WHAT THE EXERCISE ASKS >> Emit the exact text of every line from the line with "Emit a component" to the line with "import React from 'react';", both ends included. No other output is expected.

(Data extracted from a collection)
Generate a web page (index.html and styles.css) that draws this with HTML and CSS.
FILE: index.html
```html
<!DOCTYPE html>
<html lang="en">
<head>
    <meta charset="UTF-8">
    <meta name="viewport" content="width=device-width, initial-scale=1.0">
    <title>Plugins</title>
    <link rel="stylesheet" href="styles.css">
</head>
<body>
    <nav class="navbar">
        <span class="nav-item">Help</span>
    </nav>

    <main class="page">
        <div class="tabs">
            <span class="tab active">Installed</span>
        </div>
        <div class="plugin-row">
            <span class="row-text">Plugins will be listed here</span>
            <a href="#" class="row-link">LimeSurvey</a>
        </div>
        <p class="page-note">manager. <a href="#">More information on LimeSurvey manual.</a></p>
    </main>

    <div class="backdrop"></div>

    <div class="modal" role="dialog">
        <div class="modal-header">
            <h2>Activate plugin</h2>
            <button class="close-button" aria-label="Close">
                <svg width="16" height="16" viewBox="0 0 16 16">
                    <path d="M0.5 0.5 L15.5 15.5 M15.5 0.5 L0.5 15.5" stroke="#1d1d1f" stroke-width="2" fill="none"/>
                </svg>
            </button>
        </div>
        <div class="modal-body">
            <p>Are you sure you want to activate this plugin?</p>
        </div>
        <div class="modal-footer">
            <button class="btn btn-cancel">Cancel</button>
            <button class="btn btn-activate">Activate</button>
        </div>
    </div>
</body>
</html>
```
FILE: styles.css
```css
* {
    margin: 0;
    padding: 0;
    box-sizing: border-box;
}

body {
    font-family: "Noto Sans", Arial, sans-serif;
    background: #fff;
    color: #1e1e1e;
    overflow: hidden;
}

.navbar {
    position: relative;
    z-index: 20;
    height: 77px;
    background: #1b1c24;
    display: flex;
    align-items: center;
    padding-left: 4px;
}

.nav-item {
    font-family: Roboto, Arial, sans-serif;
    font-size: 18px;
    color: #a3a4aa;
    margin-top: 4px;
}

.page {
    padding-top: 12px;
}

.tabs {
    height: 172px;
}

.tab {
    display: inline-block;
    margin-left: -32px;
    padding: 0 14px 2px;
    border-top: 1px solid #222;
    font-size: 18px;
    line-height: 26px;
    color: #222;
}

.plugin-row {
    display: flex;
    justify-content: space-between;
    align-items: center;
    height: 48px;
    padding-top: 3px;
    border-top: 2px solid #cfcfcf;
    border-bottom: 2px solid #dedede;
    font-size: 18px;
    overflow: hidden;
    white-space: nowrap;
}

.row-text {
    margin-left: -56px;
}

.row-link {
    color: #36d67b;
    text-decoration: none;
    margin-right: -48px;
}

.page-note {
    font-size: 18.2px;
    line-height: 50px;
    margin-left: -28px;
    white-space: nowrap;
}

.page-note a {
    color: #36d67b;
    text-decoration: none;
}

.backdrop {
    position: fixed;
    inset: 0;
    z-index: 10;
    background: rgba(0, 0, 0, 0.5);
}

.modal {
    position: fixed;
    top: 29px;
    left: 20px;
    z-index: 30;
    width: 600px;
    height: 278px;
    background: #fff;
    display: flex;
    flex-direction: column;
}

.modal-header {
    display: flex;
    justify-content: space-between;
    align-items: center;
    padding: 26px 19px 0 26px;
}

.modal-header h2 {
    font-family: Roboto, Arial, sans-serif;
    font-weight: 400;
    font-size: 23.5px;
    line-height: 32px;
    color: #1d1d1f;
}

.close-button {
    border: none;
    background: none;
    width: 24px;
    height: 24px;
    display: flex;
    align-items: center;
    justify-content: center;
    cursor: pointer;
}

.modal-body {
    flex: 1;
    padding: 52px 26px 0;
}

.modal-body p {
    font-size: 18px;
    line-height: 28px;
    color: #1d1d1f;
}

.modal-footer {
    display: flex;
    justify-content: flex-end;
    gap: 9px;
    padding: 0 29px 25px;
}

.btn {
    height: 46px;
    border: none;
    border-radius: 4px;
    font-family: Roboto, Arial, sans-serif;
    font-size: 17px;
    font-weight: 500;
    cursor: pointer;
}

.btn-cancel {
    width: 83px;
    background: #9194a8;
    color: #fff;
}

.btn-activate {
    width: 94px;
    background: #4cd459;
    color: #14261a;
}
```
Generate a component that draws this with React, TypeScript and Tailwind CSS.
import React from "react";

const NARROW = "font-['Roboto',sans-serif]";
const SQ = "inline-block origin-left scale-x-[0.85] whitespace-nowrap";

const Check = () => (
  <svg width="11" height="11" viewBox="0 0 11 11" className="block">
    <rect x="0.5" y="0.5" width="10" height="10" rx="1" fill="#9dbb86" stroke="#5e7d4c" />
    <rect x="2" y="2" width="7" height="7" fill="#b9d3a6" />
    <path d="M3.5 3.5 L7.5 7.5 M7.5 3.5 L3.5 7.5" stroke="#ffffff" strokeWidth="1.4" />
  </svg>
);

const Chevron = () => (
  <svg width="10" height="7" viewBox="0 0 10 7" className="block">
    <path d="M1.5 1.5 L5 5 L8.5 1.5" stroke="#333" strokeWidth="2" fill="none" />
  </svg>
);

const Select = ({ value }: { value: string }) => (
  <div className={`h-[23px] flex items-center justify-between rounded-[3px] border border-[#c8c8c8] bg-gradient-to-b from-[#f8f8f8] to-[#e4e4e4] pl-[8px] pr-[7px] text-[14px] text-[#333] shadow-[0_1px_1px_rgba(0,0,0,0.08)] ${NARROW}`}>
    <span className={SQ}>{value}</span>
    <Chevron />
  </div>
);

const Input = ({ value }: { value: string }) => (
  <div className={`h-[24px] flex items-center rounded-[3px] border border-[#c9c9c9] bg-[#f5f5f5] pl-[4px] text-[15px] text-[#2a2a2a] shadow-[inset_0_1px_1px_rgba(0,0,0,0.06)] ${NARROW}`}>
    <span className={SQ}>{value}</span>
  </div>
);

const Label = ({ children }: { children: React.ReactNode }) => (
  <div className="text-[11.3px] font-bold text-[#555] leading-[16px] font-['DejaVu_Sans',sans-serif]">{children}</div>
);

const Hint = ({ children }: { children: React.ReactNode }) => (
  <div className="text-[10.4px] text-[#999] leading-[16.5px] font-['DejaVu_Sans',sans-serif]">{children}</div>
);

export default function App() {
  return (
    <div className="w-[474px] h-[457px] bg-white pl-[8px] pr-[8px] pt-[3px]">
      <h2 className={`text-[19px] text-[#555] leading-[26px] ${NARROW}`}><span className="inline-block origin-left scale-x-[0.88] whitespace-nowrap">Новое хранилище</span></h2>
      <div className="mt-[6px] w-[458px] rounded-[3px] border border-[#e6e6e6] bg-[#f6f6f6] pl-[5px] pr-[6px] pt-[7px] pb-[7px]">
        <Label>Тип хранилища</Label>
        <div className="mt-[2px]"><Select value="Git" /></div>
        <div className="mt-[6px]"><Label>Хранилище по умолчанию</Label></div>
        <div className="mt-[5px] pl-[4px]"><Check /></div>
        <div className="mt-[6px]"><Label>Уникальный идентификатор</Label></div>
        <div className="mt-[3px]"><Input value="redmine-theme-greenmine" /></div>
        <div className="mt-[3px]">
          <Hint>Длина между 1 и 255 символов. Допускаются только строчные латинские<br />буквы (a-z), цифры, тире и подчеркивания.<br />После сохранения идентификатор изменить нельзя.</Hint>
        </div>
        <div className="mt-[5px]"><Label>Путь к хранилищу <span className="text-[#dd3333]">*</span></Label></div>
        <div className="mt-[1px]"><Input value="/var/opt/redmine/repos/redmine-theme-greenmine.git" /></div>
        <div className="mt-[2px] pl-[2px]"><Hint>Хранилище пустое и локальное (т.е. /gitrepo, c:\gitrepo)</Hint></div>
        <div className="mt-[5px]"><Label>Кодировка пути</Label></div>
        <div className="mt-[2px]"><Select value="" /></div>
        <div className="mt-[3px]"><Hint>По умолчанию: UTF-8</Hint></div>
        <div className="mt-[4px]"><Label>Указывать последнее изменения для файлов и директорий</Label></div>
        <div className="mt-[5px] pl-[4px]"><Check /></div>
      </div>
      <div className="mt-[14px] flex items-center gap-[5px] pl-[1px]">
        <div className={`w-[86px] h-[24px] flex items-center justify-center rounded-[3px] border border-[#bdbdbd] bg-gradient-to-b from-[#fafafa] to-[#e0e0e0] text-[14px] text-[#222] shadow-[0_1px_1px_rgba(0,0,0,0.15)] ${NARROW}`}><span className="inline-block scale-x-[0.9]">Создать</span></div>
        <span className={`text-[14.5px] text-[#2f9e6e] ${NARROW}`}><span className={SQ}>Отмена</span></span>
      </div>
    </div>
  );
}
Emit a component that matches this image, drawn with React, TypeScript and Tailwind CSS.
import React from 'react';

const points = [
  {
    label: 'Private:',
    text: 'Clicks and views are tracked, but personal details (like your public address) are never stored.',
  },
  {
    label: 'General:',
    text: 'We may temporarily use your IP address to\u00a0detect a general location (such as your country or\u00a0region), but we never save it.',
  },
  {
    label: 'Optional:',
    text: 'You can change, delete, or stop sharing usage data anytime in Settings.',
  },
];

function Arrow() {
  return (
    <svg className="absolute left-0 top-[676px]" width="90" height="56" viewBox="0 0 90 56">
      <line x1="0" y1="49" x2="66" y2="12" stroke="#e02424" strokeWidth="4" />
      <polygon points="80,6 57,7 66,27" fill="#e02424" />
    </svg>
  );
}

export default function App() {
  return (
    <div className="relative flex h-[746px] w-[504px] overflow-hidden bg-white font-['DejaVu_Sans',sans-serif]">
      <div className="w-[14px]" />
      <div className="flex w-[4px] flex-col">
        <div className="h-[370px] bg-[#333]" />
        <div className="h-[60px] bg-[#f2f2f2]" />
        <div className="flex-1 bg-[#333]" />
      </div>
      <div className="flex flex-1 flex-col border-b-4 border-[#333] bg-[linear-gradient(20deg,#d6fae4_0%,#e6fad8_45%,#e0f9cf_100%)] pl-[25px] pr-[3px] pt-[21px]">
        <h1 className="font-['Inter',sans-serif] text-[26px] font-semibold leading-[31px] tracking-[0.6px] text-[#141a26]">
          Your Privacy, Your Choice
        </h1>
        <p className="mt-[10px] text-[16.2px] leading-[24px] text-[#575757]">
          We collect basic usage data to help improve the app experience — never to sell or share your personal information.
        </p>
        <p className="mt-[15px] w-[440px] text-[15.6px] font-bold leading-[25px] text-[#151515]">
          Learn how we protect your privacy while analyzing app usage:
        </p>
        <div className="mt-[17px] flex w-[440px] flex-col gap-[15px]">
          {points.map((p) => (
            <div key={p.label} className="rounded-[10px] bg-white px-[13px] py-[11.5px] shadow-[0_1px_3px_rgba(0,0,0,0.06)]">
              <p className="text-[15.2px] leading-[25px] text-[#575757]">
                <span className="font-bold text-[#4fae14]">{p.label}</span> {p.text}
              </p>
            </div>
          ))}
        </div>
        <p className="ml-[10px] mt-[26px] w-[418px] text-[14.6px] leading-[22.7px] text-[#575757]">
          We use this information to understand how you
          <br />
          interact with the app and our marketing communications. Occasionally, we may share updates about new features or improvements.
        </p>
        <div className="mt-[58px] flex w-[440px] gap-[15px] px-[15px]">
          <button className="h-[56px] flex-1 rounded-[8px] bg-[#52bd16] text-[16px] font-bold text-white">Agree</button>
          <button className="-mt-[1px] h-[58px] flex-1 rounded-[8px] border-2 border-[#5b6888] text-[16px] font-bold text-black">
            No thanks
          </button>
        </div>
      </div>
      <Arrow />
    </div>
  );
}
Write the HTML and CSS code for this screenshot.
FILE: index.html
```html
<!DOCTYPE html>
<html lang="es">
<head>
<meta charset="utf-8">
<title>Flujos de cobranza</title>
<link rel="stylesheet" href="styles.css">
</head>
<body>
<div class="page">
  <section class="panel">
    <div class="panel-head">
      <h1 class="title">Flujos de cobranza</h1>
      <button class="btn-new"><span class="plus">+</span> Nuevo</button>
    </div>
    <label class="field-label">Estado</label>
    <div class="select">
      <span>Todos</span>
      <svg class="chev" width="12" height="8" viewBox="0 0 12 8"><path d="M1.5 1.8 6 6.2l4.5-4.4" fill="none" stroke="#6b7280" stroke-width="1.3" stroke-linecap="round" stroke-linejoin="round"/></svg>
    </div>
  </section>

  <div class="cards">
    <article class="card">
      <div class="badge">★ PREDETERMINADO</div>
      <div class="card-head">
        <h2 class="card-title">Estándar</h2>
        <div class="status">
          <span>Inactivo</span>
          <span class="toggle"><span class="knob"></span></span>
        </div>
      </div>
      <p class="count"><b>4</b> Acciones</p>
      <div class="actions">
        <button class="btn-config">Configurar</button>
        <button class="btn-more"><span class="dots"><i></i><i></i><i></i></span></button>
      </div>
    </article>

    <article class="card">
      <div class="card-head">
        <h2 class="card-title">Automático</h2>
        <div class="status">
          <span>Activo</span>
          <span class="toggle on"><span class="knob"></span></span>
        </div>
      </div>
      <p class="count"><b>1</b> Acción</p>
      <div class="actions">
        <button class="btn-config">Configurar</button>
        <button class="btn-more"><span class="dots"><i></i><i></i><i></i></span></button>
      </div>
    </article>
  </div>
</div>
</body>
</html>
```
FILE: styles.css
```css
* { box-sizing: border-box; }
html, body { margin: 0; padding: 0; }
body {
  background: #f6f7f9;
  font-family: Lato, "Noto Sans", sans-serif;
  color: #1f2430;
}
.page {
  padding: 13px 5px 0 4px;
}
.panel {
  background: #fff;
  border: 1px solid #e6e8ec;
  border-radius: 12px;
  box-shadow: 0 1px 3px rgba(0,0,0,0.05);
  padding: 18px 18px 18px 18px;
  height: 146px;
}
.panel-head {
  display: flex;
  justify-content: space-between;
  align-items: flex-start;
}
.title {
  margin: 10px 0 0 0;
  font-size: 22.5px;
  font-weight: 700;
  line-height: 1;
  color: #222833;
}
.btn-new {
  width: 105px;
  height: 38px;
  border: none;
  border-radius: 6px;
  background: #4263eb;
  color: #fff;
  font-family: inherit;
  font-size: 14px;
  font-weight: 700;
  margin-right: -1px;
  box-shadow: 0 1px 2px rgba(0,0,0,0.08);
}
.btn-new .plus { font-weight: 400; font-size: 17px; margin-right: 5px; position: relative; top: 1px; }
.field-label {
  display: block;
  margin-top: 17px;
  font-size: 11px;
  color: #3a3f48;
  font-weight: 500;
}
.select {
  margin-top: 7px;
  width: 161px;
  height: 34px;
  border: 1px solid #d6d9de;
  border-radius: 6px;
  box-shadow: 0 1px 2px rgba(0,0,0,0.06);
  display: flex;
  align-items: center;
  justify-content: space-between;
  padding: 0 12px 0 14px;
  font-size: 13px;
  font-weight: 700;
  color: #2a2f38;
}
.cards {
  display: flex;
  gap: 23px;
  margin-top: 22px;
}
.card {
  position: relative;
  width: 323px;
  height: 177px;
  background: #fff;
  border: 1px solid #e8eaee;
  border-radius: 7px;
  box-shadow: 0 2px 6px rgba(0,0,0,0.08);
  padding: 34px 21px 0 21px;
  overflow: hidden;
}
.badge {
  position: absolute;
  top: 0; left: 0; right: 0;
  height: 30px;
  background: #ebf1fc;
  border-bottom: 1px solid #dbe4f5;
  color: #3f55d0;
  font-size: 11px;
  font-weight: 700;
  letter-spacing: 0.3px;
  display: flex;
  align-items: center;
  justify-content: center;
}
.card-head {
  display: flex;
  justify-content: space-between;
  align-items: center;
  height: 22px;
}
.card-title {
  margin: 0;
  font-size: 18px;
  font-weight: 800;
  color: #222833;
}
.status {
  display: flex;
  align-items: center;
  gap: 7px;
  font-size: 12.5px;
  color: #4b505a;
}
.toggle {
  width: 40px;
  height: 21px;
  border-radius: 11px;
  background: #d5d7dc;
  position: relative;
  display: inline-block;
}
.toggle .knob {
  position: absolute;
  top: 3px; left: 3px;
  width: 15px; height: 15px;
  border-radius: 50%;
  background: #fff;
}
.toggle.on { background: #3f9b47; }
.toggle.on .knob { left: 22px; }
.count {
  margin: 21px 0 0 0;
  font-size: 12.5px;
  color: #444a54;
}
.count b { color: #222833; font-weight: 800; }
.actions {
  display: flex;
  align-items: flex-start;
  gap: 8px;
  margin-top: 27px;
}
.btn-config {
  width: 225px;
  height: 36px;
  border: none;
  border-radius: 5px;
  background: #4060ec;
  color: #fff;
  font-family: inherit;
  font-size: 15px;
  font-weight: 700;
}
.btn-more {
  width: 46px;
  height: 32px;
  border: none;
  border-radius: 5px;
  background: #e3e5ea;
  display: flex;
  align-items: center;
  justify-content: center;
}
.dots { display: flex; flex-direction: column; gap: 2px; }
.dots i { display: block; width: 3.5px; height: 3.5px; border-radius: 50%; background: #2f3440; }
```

TASK ANSWER >>
Emit a component that matches this image, drawn with React, TypeScript and Tailwind CSS.
import React from 'react';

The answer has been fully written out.